Assuming An Exception Applies Without Saying Anything
If you are carrying a medical liquid, baby formula, or breast milk, say so at the start. Screening staff cannot read your intent from the X-ray image alone. TSA’s medical screening guidance says medically necessary liquids can be brought in reasonable quantities beyond the standard limit, though they may need extra screening.
| Mistake | What Happens | Better Move |
|---|---|---|
| Bringing a 118 mL toiletry in carry-on | It may be removed at security | Pack it in checked luggage |
| Using a half-empty 118 mL bottle | Still treated as oversized | Transfer to a 100 mL container |
| Carrying a 4 oz bottle and guessing it is close enough | It still exceeds the line | Check the printed volume before packing |
| Not declaring medical or baby liquids | Extra confusion at screening | Separate and declare them early |
| Packing liquids loosely | Leaks can ruin clothing | Use sealed bags and upright packing |
When A 118 Ml Bottle Can Still Travel With You
A 118 mL bottle is not banned from flying. It is just restricted in one part of the trip: standard carry-on screening for regular liquids. That distinction matters. You can still bring the bottle on your trip by putting it in checked baggage, or by using an exception that fits the item.
This is where wording trips people up. “On a plane” sounds broad. In practice, the sharper question is: “In my carry-on through security, or in my checked bag under the plane?” A 118 mL bottle often fails the first test and passes the second.

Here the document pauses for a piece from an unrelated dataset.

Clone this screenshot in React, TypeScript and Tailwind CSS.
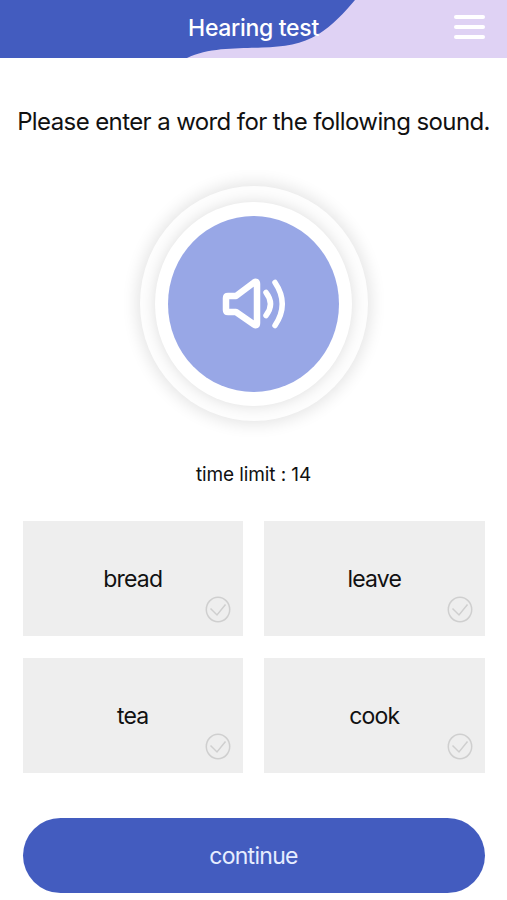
import clsx from "clsx";
import React, { useState } from "react";

const WORDS = ["bread", "leave", "tea", "cook"];

const Header = () => (
  <header className="relative flex h-[58px] items-center justify-center bg-[#dfd2f4]">
    <svg
      className="absolute inset-0"
      width="507"
      height="58"
      viewBox="0 0 507 58"
      fill="none"
    >
      <path
        d="M0 0H355C345 12 332 26 318 34.5C302 44 284 47 262 47.5C240 48.500 209 47 187 58H0Z"
        fill="#435cbf"
      />
    </svg>
    <h1 className="relative mb-0.5 text-[23px] leading-7 font-medium tracking-[-0.3px] text-white">
      Hearing test
    </h1>
    <button
      aria-label="menu"
      className="absolute top-[15px] right-[22px] flex w-[31px] flex-col gap-[6px]"
    >
      <span className="h-1 rounded-full bg-white" />
      <span className="h-1 rounded-full bg-white" />
      <span className="h-1 rounded-full bg-white" />
    </button>
  </header>
);

const SpeakerIcon = () => (
  <svg
    width="66"
    height="54"
    viewBox="0 0 66 54"
    fill="none"
    stroke="white"
    strokeWidth="6.5"
    strokeLinecap="round"
    strokeLinejoin="round"
  >
    <path d="M7 19H15L33 5.500Q36 3.500 36 7V46Q36 49.500 33 47.500L15 35H7Q5 35 5 33V21Q5 19 7 19Z" />
    <path d="M45 15.500Q54 27 45 38.500" strokeWidth="5.5" />
    <path d="M54 5.500Q68.500 27 54 48.500" strokeWidth="5.5" />
  </svg>
);

const SoundButton = () => (
  <div className="flex h-[235px] w-[228px] items-center justify-center rounded-[50%] bg-[#fdfdfd] shadow-[0_0_16px_3px_rgba(0,0,0,0.11)]">
    <div className="flex h-[204px] w-[197px] items-center justify-center rounded-[50%] bg-white shadow-[0_0_13px_1px_rgba(0,0,0,0.11)]">
      <button
        aria-label="play sound"
        className="flex h-[176px] w-[171px] items-center justify-center rounded-[50%] bg-[#98a7e6]"
      >
        <SpeakerIcon />
      </button>
    </div>
  </div>
);

const WordCard = ({ word, selected, onClick }) => (
  <button
    onClick={onClick}
    className="relative flex h-[115px] items-center justify-center bg-[#eeeeee] pt-0.5 text-[23px] tracking-[-0.8px]"
  >
    {word}
    <svg
      className={clsx(
        "absolute right-3 bottom-[13px]",
        selected ? "text-[#435cbf]" : "text-[#cfcfcf]"
      )}
      width="26"
      height="27"
      viewBox="0 0 26 27"
      fill="none"
      stroke="currentColor"
      strokeWidth="1.5"
    >
      <ellipse cx="13" cy="13.500" rx="11.700" ry="12.200" />
      <path d="M5.500 12.500L12 19L20.500 8.500" />
    </svg>
  </button>
);

const App = () => {
  const [selected, setSelected] = useState<string | null>(null);

  return (
    <div className="h-[900px] w-[507px] overflow-hidden bg-white font-['Inter',sans-serif] text-[#111111]">
      <Header />
      <main className="flex flex-col items-center px-[22px] pt-12">
        <p className="text-[24px] leading-8 tracking-[-0.6px] whitespace-nowrap">
          Please enter a word for the following sound.
        </p>
        <div className="mt-12">
          <SoundButton />
        </div>
        <p className="mt-[42px] text-[19px] leading-6 tracking-[-0.1px]">
          time limit : 14
        </p>
        <div className="mt-[34px] grid w-[462px] grid-cols-2 gap-x-[21px] gap-y-[22px]">
          {WORDS.map((word) => (
            <WordCard
              key={word}
              word={word}
              selected={selected === word}
              onClick={() => setSelected(word)}
            />
          ))}
        </div>
        <button className="mt-[45px] h-[75px] w-[462px] rounded-full bg-[#435cbf] pt-0.5 text-[23px] tracking-[-0.7px] text-[#e6edff]">
          continue
        </button>
      </main>
    </div>
  );
};

export default App;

Medication And Other Medical Liquids
If the liquid is medically necessary, larger sizes can be allowed in carry-on. That can include prescription liquids, over-the-counter liquid medicine, saline, and other medical needs tied to your trip. You should declare them and expect a closer look.
Baby Formula, Breast Milk, And Toddler Drinks
These are also handled differently from standard liquids. Parents and caregivers can bring more than 100 mL in carry-on when the item fits that child-travel category. Screening may still take longer than usual, so packing those items neatly pays off.
Best Rule To Follow Before You Leave Home
If a liquid container says more than 100 mL, do not place it in your regular carry-on liquids bag and hope for the best. That gamble fails too often. Either move it to checked baggage, pour it into a smaller bottle, or confirm that it fits a real exception.
That one habit saves money, time, and a bin-side argument you won’t win. For ordinary toiletries, 100 mL is the safe ceiling for carry-on. A 118 mL bottle crosses it, even by a little.
So if you’re packing for a trip and staring at a bottle marked 118 mL, treat it as checked-bag material unless it falls under a declared exception. That’s the cleanest read of the rule, and the one least likely to blow up your airport morning.
References & Sources
- Transportation Security Administration (TSA).“Liquids, Aerosols, and Gels Rule.”States that carry-on liquids, gels, and aerosols must be in containers of 3.4 ounces or 100 milliliters or less, which supports why 118 mL is usually too large for standard carry-on screening.
- Transportation Security Administration (TSA).“Medical.”Explains that medically necessary liquids may be allowed in larger amounts in carry-on bags, which supports the exception section for prescription and other medical liquids.